[Code that builds pages]

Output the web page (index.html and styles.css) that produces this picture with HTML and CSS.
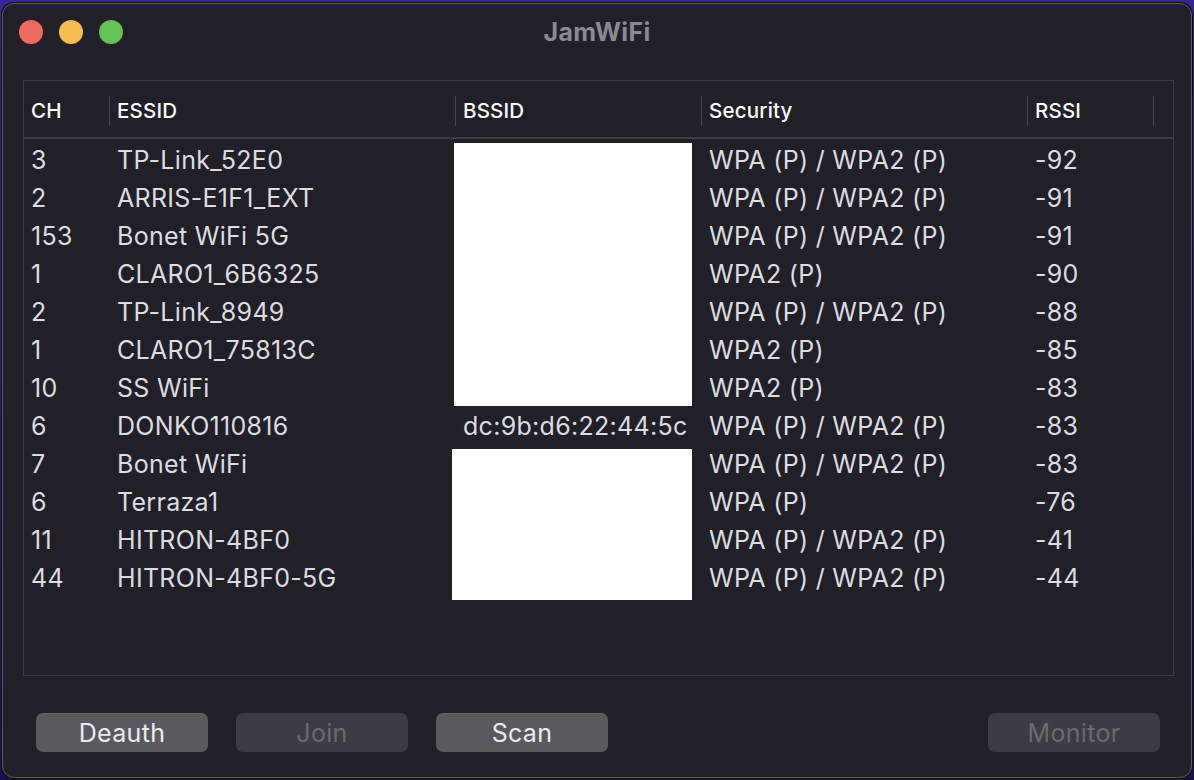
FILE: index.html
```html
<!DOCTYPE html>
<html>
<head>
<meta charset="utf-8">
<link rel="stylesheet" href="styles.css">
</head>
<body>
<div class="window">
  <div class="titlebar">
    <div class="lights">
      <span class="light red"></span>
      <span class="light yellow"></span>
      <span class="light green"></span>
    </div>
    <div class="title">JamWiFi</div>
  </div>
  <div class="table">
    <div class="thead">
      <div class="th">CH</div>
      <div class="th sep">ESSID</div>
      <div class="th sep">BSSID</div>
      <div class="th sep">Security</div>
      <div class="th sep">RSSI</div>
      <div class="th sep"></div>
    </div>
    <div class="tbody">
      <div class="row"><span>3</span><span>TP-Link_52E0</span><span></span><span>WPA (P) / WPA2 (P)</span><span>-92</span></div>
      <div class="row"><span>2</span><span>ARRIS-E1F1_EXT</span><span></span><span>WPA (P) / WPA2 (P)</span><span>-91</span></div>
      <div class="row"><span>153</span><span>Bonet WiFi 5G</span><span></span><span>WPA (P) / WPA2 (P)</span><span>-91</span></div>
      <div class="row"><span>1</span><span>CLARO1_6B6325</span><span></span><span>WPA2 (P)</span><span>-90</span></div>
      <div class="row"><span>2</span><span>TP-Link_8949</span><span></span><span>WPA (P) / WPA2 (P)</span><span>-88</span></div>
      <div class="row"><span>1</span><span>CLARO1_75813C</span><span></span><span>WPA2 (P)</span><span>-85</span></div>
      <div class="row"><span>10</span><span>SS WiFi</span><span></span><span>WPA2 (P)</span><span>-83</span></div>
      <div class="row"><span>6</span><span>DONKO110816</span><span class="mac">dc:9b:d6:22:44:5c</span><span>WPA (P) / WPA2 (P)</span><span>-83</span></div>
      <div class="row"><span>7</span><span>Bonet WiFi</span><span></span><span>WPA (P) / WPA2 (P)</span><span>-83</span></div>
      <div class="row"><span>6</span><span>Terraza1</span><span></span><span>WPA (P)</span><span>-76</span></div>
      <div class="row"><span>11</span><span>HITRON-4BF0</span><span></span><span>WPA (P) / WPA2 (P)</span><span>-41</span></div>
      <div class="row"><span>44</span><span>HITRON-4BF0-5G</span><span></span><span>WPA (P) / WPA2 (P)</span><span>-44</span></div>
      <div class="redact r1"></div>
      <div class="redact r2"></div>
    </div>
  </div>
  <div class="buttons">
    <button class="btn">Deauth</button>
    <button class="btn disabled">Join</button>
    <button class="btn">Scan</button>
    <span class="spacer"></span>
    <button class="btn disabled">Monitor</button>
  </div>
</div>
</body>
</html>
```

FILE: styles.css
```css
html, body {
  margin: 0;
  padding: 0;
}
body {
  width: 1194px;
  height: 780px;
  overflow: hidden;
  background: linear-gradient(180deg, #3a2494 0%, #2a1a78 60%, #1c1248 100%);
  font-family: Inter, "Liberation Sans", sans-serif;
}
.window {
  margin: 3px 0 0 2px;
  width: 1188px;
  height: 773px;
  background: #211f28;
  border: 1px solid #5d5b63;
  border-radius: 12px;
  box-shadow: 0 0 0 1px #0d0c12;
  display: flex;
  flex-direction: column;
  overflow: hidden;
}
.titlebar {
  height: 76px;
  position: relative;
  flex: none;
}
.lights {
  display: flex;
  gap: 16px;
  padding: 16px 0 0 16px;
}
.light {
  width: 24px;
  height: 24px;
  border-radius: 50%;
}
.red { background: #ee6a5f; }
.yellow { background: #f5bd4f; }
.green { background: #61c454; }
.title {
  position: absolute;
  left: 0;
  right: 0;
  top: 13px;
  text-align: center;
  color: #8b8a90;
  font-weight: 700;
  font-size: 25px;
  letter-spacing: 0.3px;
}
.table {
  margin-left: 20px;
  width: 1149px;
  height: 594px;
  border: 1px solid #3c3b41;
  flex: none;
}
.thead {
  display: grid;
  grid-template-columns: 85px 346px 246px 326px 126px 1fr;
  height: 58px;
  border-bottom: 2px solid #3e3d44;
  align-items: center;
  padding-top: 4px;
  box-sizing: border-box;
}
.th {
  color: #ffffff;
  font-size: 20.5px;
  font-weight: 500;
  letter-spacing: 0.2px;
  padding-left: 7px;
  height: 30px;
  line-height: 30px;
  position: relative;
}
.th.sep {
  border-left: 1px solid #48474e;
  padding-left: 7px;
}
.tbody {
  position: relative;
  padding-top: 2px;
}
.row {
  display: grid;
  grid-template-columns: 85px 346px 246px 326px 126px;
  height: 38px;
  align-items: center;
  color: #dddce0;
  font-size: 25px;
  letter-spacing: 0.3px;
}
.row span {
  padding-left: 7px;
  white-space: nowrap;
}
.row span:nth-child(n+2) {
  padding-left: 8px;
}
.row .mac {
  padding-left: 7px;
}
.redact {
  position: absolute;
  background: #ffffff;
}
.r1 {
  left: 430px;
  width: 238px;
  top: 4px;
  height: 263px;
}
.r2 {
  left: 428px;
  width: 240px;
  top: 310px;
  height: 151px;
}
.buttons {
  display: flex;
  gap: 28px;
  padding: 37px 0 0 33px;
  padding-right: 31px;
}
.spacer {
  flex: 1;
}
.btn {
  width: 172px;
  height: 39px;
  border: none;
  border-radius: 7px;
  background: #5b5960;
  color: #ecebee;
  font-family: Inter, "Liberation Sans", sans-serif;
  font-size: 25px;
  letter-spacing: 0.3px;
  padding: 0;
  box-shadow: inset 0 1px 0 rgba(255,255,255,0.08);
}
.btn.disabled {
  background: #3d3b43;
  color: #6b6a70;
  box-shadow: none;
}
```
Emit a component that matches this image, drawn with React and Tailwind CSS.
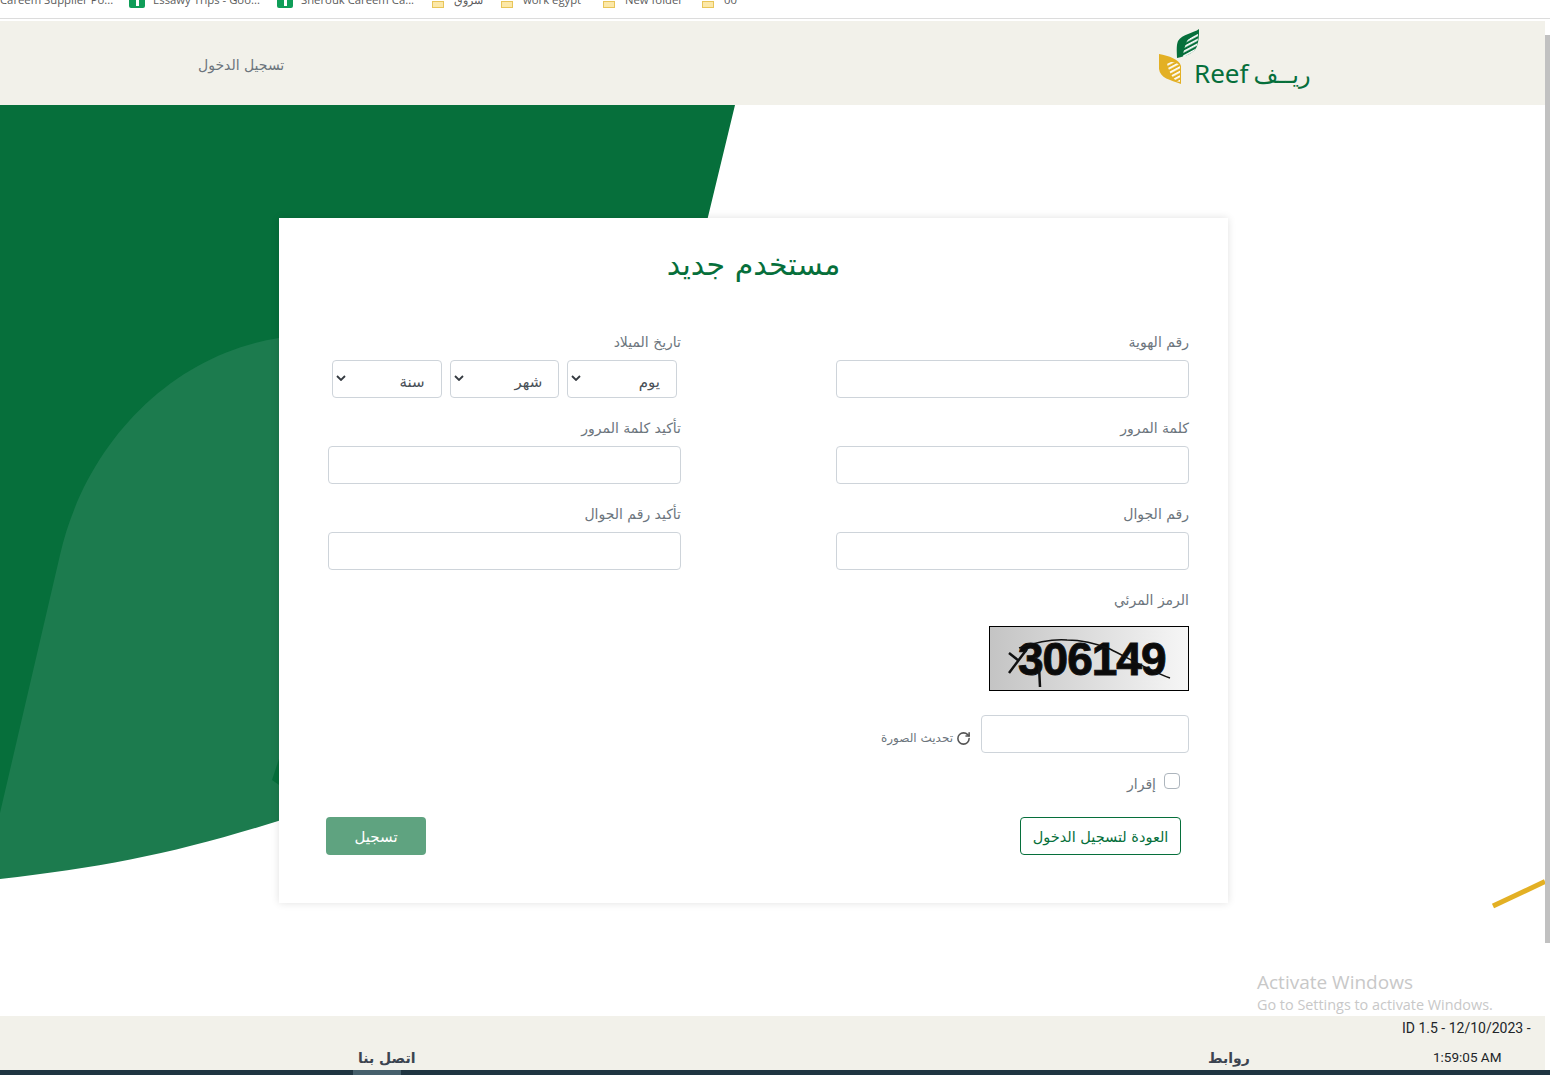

#### Requirements:
With the pictures omitted, reproduce the records in full and exactly.

#### Task answer:
Output the web page (index.html and styles.css) that produces this picture with HTML and CSS.
FILE: index.html
```html
<!DOCTYPE html>
<html>
<head>
<meta charset="utf-8">
<link rel="stylesheet" href="styles.css">
</head>
<body>
<div class="window">
  <div class="titlebar">
    <div class="lights">
      <span class="light red"></span>
      <span class="light yellow"></span>
      <span class="light green"></span>
    </div>
    <div class="title">JamWiFi</div>
  </div>
  <div class="table">
    <div class="thead">
      <div class="th">CH</div>
      <div class="th sep">ESSID</div>
      <div class="th sep">BSSID</div>
      <div class="th sep">Security</div>
      <div class="th sep">RSSI</div>
      <div class="th sep"></div>
    </div>
    <div class="tbody">
      <div class="row"><span>3</span><span>TP-Link_52E0</span><span></span><span>WPA (P) / WPA2 (P)</span><span>-92</span></div>
      <div class="row"><span>2</span><span>ARRIS-E1F1_EXT</span><span></span><span>WPA (P) / WPA2 (P)</span><span>-91</span></div>
      <div class="row"><span>153</span><span>Bonet WiFi 5G</span><span></span><span>WPA (P) / WPA2 (P)</span><span>-91</span></div>
      <div class="row"><span>1</span><span>CLARO1_6B6325</span><span></span><span>WPA2 (P)</span><span>-90</span></div>
      <div class="row"><span>2</span><span>TP-Link_8949</span><span></span><span>WPA (P) / WPA2 (P)</span><span>-88</span></div>
      <div class="row"><span>1</span><span>CLARO1_75813C</span><span></span><span>WPA2 (P)</span><span>-85</span></div>
      <div class="row"><span>10</span><span>SS WiFi</span><span></span><span>WPA2 (P)</span><span>-83</span></div>
      <div class="row"><span>6</span><span>DONKO110816</span><span class="mac">dc:9b:d6:22:44:5c</span><span>WPA (P) / WPA2 (P)</span><span>-83</span></div>
      <div class="row"><span>7</span><span>Bonet WiFi</span><span></span><span>WPA (P) / WPA2 (P)</span><span>-83</span></div>
      <div class="row"><span>6</span><span>Terraza1</span><span></span><span>WPA (P)</span><span>-76</span></div>
      <div class="row"><span>11</span><span>HITRON-4BF0</span><span></span><span>WPA (P) / WPA2 (P)</span><span>-41</span></div>
      <div class="row"><span>44</span><span>HITRON-4BF0-5G</span><span></span><span>WPA (P) / WPA2 (P)</span><span>-44</span></div>
      <div class="redact r1"></div>
      <div class="redact r2"></div>
    </div>
  </div>
  <div class="buttons">
    <button class="btn">Deauth</button>
    <button class="btn disabled">Join</button>
    <button class="btn">Scan</button>
    <span class="spacer"></span>
    <button class="btn disabled">Monitor</button>
  </div>
</div>
</body>
</html>
```

FILE: styles.css
```css
html, body {
  margin: 0;
  padding: 0;
}
body {
  width: 1194px;
  height: 780px;
  overflow: hidden;
  background: linear-gradient(180deg, #3a2494 0%, #2a1a78 60%, #1c1248 100%);
  font-family: Inter, "Liberation Sans", sans-serif;
}
.window {
  margin: 3px 0 0 2px;
  width: 1188px;
  height: 773px;
  background: #211f28;
  border: 1px solid #5d5b63;
  border-radius: 12px;
  box-shadow: 0 0 0 1px #0d0c12;
  display: flex;
  flex-direction: column;
  overflow: hidden;
}
.titlebar {
  height: 76px;
  position: relative;
  flex: none;
}
.lights {
  display: flex;
  gap: 16px;
  padding: 16px 0 0 16px;
}
.light {
  width: 24px;
  height: 24px;
  border-radius: 50%;
}
.red { background: #ee6a5f; }
.yellow { background: #f5bd4f; }
.green { background: #61c454; }
.title {
  position: absolute;
  left: 0;
  right: 0;
  top: 13px;
  text-align: center;
  color: #8b8a90;
  font-weight: 700;
  font-size: 25px;
  letter-spacing: 0.3px;
}
.table {
  margin-left: 20px;
  width: 1149px;
  height: 594px;
  border: 1px solid #3c3b41;
  flex: none;
}
.thead {
  display: grid;
  grid-template-columns: 85px 346px 246px 326px 126px 1fr;
  height: 58px;
  border-bottom: 2px solid #3e3d44;
  align-items: center;
  padding-top: 4px;
  box-sizing: border-box;
}
.th {
  color: #ffffff;
  font-size: 20.5px;
  font-weight: 500;
  letter-spacing: 0.2px;
  padding-left: 7px;
  height: 30px;
  line-height: 30px;
  position: relative;
}
.th.sep {
  border-left: 1px solid #48474e;
  padding-left: 7px;
}
.tbody {
  position: relative;
  padding-top: 2px;
}
.row {
  display: grid;
  grid-template-columns: 85px 346px 246px 326px 126px;
  height: 38px;
  align-items: center;
  color: #dddce0;
  font-size: 25px;
  letter-spacing: 0.3px;
}
.row span {
  padding-left: 7px;
  white-space: nowrap;
}
.row span:nth-child(n+2) {
  padding-left: 8px;
}
.row .mac {
  padding-left: 7px;
}
.redact {
  position: absolute;
  background: #ffffff;
}
.r1 {
  left: 430px;
  width: 238px;
  top: 4px;
  height: 263px;
}
.r2 {
  left: 428px;
  width: 240px;
  top: 310px;
  height: 151px;
}
.buttons {
  display: flex;
  gap: 28px;
  padding: 37px 0 0 33px;
  padding-right: 31px;
}
.spacer {
  flex: 1;
}
.btn {
  width: 172px;
  height: 39px;
  border: none;
  border-radius: 7px;
  background: #5b5960;
  color: #ecebee;
  font-family: Inter, "Liberation Sans", sans-serif;
  font-size: 25px;
  letter-spacing: 0.3px;
  padding: 0;
  box-shadow: inset 0 1px 0 rgba(255,255,255,0.08);
}
.btn.disabled {
  background: #3d3b43;
  color: #6b6a70;
  box-shadow: none;
}
```
Emit a component that matches this image, drawn with React and Tailwind CSS.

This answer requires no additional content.